In a 2010 lawsuit against CVS Caremark, for example, Plymouth County and Norfolk County officials did not come to the lawyers complaining that they had been deceived. Instead, Bradley notified them that CVS’s stock price fell steeply in late 2009 and suggested the drop was caused by mismanagement of CVS’s prescription drug program.
“CVS belatedly disclosed that the Federal Trade Commission had begun a nonpublic investigation,’” wrote Bradley in a Jan. 14, 2010, e-mail to the pension fund leaders that he signed simply “Garrett.” As a result of the company’s belatedly disclosed mistakes, he added, “the price of CVS stock fell 20 percent . . . its biggest drop in 8 years.”
Lawyers for CVS urged a judge to disqualify the Plymouth County and Norfolk County retirement systems from the resulting lawsuit because attorneys at Labaton and Thornton had donated so much to O’Brien and Norfolk Treasurer Joseph Connolly, who received $61,500 from the Labaton and Thornton lawyers from 2005 to 2012. CVS lawyers noted that 11 donations were made to O’Brien just days after the CVS stock drop.
“Why would a lawyer from Garden City, New Jersey, for example, donate to a Plymouth County treasurer who is years away from his next election, less than two weeks after the stock drop at issue in this case?” the defense lawyers wrote.
The political donations create “both an appearance of impropriety and a conflict of interest,” the lawyers wrote.
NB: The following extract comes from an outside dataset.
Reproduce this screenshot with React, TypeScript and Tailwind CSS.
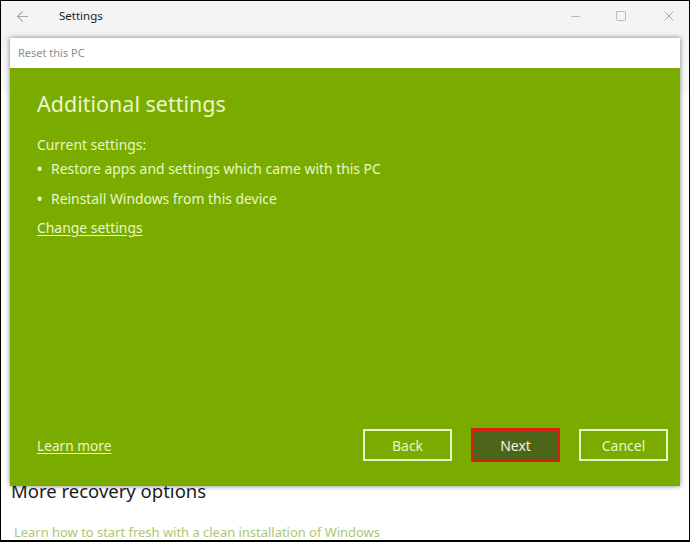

Ultimately, the case settled — CVS agreed to pay $48 million, $14.4 million of which went to lawyers, not counting expenses — without the judge ruling on the propriety of the donations.
‘Grotesque legal proceeding’
CVS attorneys weren’t the only ones to complain. CVS stockholder Arthur Miller — who was in line to receive about $16 from the settlement fund, if all shareholders applied for payment — wrote to the judge to “object to each and every aspect of this grotesque legal proceeding.”
Miller said the settlement Labaton negotiated would “pay off all the legal people involved and give crumbs to the eligible shareholders.”
The judge noted Miller’s objections but approved the settlement and legal fees anyway.
Of all the potential clients in Massachusetts, no pension fund is more highly sought after than PRIM. With $63 billion in assets, PRIM has faced relentless requests from Labaton and other law firms to file lawsuits against companies that may have engaged in wrongdoing.
Michael Travaglini, who ran PRIM from 2004 to 2010, said he resisted pressure to sign on to most shareholder lawsuits because they benefited the lawyers far more than the pension fund. “Upon reflection, it seemed that the financial value was almost exclusively left to the law firms,” he said.
To better manage all the jostling among attorneys, the attorney general, acting on behalf of PRIM, issued a formal request for law firms to monitor the stock market for possible lawsuits in 2005 while Cahill was treasurer. That’s when Bradley hosted the Cahill fund-raisers, raising questions of whether he was currying favor in hopes of getting PRIM’s legal business, a charge Bradley denies.
Former US attorney Michael Sullivan, who hired Bradley as a prosecutor when he was the Plymouth County district attorney in the 1990s, recalled his former employee as hardworking and highly ethical, someone who could appropriately juggle his public and private roles.
“I found he could manage a private law practice and his work as a state legislator. I always saw him separating the two and never taking advantage of one for the other,” he said.
But Greg Sullivan, the former state inspector general, said Bradley should not have been representing government agencies while he was a legislative leader in the first place.
“If a public official is working as a rainmaker with agencies he oversees, it’s hard to distinguish what he’s being paid for,” said Sullivan.